⟨

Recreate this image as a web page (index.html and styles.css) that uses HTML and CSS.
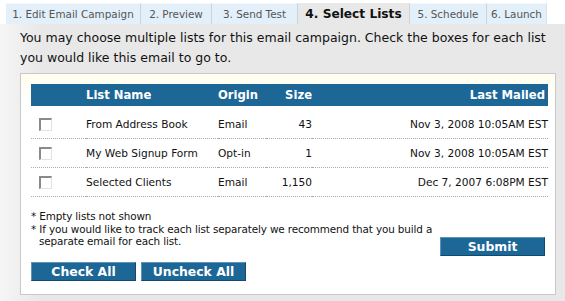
FILE: index.html
```html
<!DOCTYPE html>
<html lang="en">
<head>
  <meta charset="UTF-8">
  <title>Select Lists</title>
  <link rel="stylesheet" href="styles.css">
</head>
<body>
  <ul class="tabs">
    <li class="tab t1">1. Edit Email Campaign</li>
    <li class="tab t2">2. Preview</li>
    <li class="tab t3">3. Send Test</li>
    <li class="tab t4 active">4. Select Lists</li>
    <li class="tab t5">5. Schedule</li>
    <li class="tab t6">6. Launch</li>
  </ul>

  <div class="panel">
    <p class="intro">You may choose multiple lists for this email campaign. Check the boxes for each list you would like this email to go to.</p>

    <div class="box">
      <table class="lists">
        <thead>
          <tr>
            <th class="c-check"></th>
            <th class="c-name">List Name</th>
            <th class="c-origin">Origin</th>
            <th class="c-size">Size</th>
            <th class="c-date">Last Mailed</th>
          </tr>
        </thead>
        <tbody>
          <tr>
            <td class="c-check"><span class="checkbox"></span></td>
            <td class="c-name">From Address Book</td>
            <td class="c-origin">Email</td>
            <td class="c-size">43</td>
            <td class="c-date">Nov 3, 2008 10:05AM EST</td>
          </tr>
          <tr>
            <td class="c-check"><span class="checkbox"></span></td>
            <td class="c-name">My Web Signup Form</td>
            <td class="c-origin">Opt-in</td>
            <td class="c-size">1</td>
            <td class="c-date">Nov 3, 2008 10:05AM EST</td>
          </tr>
          <tr>
            <td class="c-check"><span class="checkbox"></span></td>
            <td class="c-name">Selected Clients</td>
            <td class="c-origin">Email</td>
            <td class="c-size">1,150</td>
            <td class="c-date">Dec 7, 2007 6:08PM EST</td>
          </tr>
        </tbody>
      </table>

      <div class="footer">
        <div class="notes">
          <p>* Empty lists not shown</p>
          <p class="indent">* If you would like to track each list separately we recommend that you build a separate email for each list.</p>
        </div>
        <button class="btn submit">Submit</button>
      </div>

      <div class="actions">
        <button class="btn">Check All</button>
        <button class="btn">Uncheck All</button>
      </div>
    </div>
  </div>
</body>
</html>
```

FILE: styles.css
```css
body {
  margin: 0;
  width: 565px;
  height: 301px;
  overflow: hidden;
  background-color: #ffffff;
  font-family: "DejaVu Sans", Verdana, sans-serif;
  color: #111111;
}

.tabs {
  display: flex;
  margin: 0;
  padding: 3px 0 0 6px;
  list-style: none;
  height: 21px;
}

.tab {
  display: flex;
  align-items: center;
  justify-content: center;
  background-color: #e3f0fa;
  border-top: 1px solid #f2f8fd;
  border-right: 1px solid #c9d4dc;
  font-size: 10.4px;
  color: #555555;
  box-sizing: border-box;
  white-space: nowrap;
}

.t1 { width: 135px; }
.t2 { width: 71px; }
.t3 { width: 86px; }
.t4 { width: 112px; }
.t5 { width: 77px; }
.t6 { width: 60px; border-right: 1px solid #d8e3ea; }

.tab.active {
  background-color: #e8e8e8;
  border-top-color: #e8e8e8;
  font-size: 12.2px;
  font-weight: bold;
  color: #111111;
}

.panel {
  background: linear-gradient(to right, #f6f6f6 0, #e8e8e8 40px, #e8e8e8 100%);
  height: 277px;
  padding: 4px 9px 0 20px;
  box-sizing: border-box;
}

.intro {
  margin: 0 0 5px;
  font-size: 12.5px;
  line-height: 20px;
  color: #111111;
}

.box {
  background: linear-gradient(to bottom, #fffdee 0, #ffffff 30px);
  border: 1px solid #c8c8c8;
  padding: 10px 7px 12px 10px;
  height: 222px;
  box-sizing: border-box;
}

.lists {
  width: 517px;
  border-collapse: collapse;
  font-size: 10.6px;
}

.lists th {
  background-color: #1d6797;
  color: #ffffff;
  font-size: 11.6px;
  font-weight: bold;
  height: 22px;
  text-align: left;
  padding: 0;
}

.lists thead tr {
  border-bottom: 4px solid #ffffff;
}

.lists td {
  height: 28px;
  padding: 0;
  border-top: 1px dotted #aaaaaa;
  border-bottom: 1px dotted #aaaaaa;
  color: #111111;
}

.c-check { width: 55px; }
.c-name { width: 132px; }
.c-origin { width: 48px; }
.c-size { width: 46px; text-align: right; }
.lists th.c-size { text-align: right; }
.c-date { text-align: right; padding-right: 3px; }
.lists th.c-date { text-align: right; padding-right: 3px; }

.checkbox {
  display: block;
  width: 13px;
  height: 13px;
  margin-left: 8px;
  border-top: 2px solid #8a8a8a;
  border-left: 2px solid #8a8a8a;
  border-right: 1px solid #e2e2e2;
  border-bottom: 1px solid #e2e2e2;
  box-sizing: border-box;
}

.footer {
  display: flex;
  justify-content: space-between;
  margin-top: 13px;
}

.notes {
  flex: none;
  font-size: 10.4px;
  letter-spacing: -0.12px;
  line-height: 12.5px;
  width: 408px;
}

.notes p {
  margin: 0;
}

.indent {
  padding-left: 8px;
  text-indent: -8px;
}

.btn {
  flex: none;
  background-color: #1d6797;
  border: 1px solid #5b93bb;
  border-bottom-color: #0f4a70;
  border-right-color: #0f4a70;
  color: #ffffff;
  font-family: "DejaVu Sans", Verdana, sans-serif;
  font-size: 12.4px;
  font-weight: bold;
  width: 105px;
  height: 19px;
  padding: 0;
  cursor: pointer;
}

.submit {
  margin-top: 27px;
  margin-right: 3px;
}

.actions {
  display: flex;
  gap: 5px;
  margin-top: 6px;
}
```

⟩

Prompt. List all lines holding the string "index".

Solution to this task.
Recreate this image as a web page (index.html and styles.css) that uses HTML and CSS.
FILE: index.html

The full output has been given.